People and Urban Forests Research Group
Student researchers examine human-forest interactions in landscapes shaped by urbanization, whether these landscapes are characterized by urban, suburban, or exurban social-ecological dynamics.
The group’s research draws on human geography, forestry, and political ecology to enhance understandings of how diverse peoples’ everyday experiences with forested spaces influence patterns, use, and meanings of species in these places. Research findings are intended to improve our understandings of these urban forests and inform policy development and planning efforts that foster better sustainability outcomes.

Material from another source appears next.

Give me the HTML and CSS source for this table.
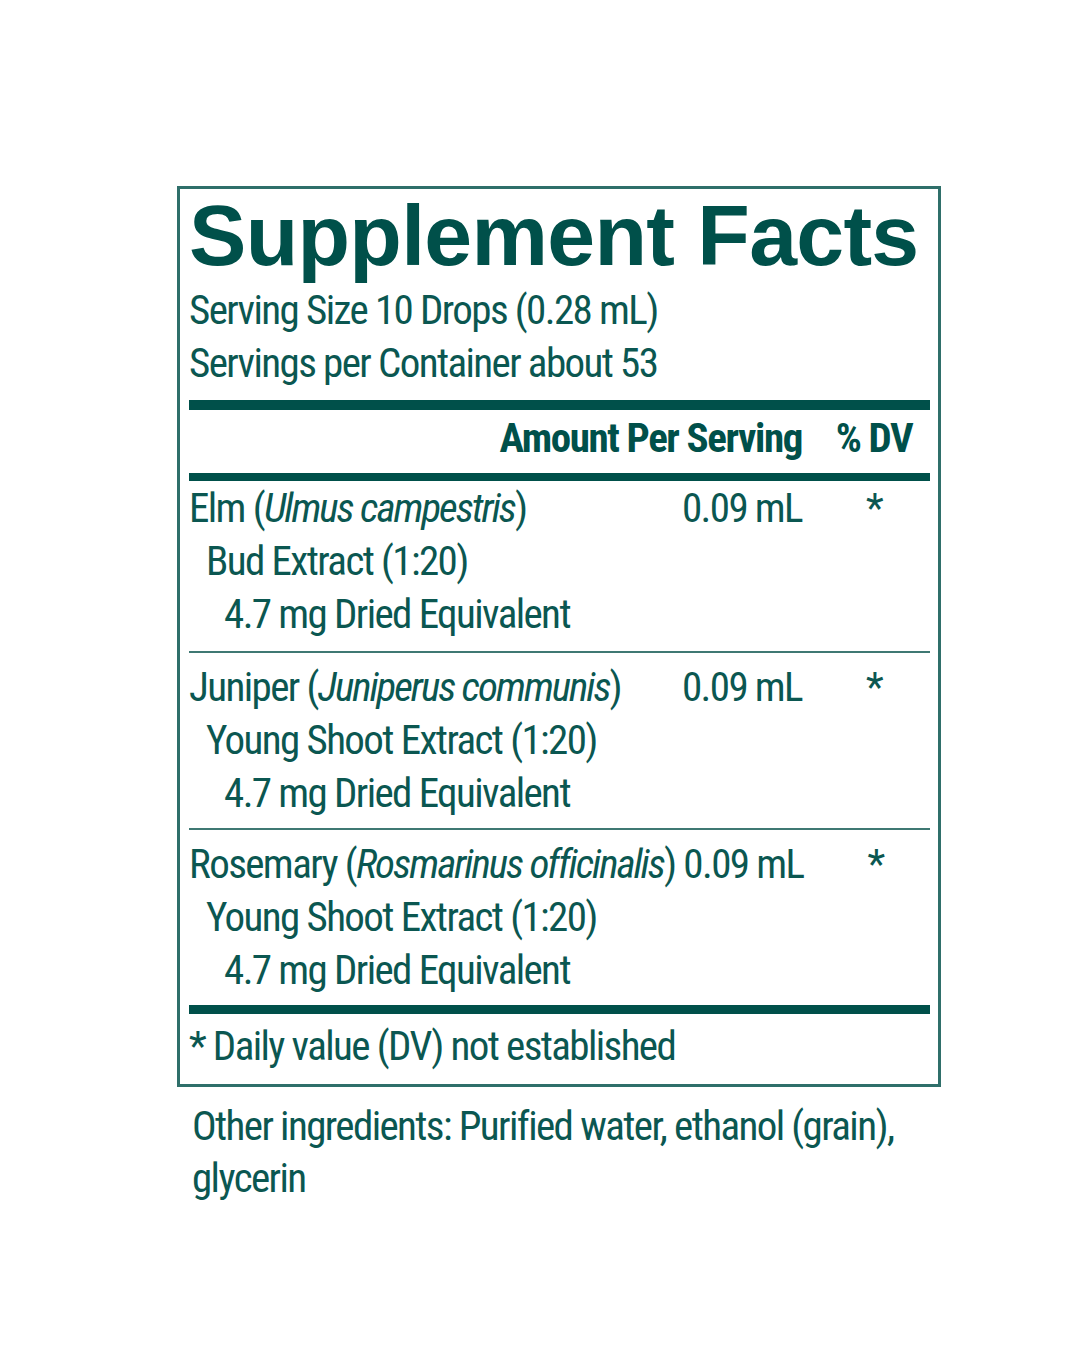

Through their participation in the research group, students learn to employ surveys, in-depth interviews, aerial photography interpretation, document analysis, and GIS methodologies. These researchers and stewards frequently interact with researchers from the U.S. Forest Service and managers with local and regional non-profits. Our analyses focus on producing qualitatively rich and quantitatively grounded findings about the complex processes involved in human interactions with and benefits from urban forests. Although much of the research undertaken by the group occurs in southeastern Pennsylvania, research findings are intended to inform planning, policy, and scholarly discussions about forest management in diverse urban places and at a variety of scales.
Beginning in fall 2019, the group’s focus has grown to include an experiential and applied learning component at the food forest at the Whittaker Environmental Research Station. Through their stewardship, outreach, or data collection activities, students get hands-on experience with planting, pruning, and other strategies of care as well as with the diverse ecological dimensions of this multifunctional forest system. In doing so, students also live and help to document the ways in which these systems foster new understandings of forests and their species.
Bears in the Woods (BiW)
Much attention on urban forests is currently centered on the ecological benefits that trees and forested communities provide to urban residents. This includes ongoing efforts to value economically the ecosystem services, such as the stormwater or carbon sequestration benefits, these systems generate. Yet the emotional, spiritual, and other cultural values that people place on trees in the urban landscape have are increasingly overlooked as part of these assessments. Using the Ursinus campus, its tees, and the Ursinus community, this project examines the types and extent of attachments that members of the human community develop with our arboreal neighbors. This ongoing project is intended to contribute to scholarly understandings of the suburban forest, but also to inform College campus management through an eponymous online StoryMap.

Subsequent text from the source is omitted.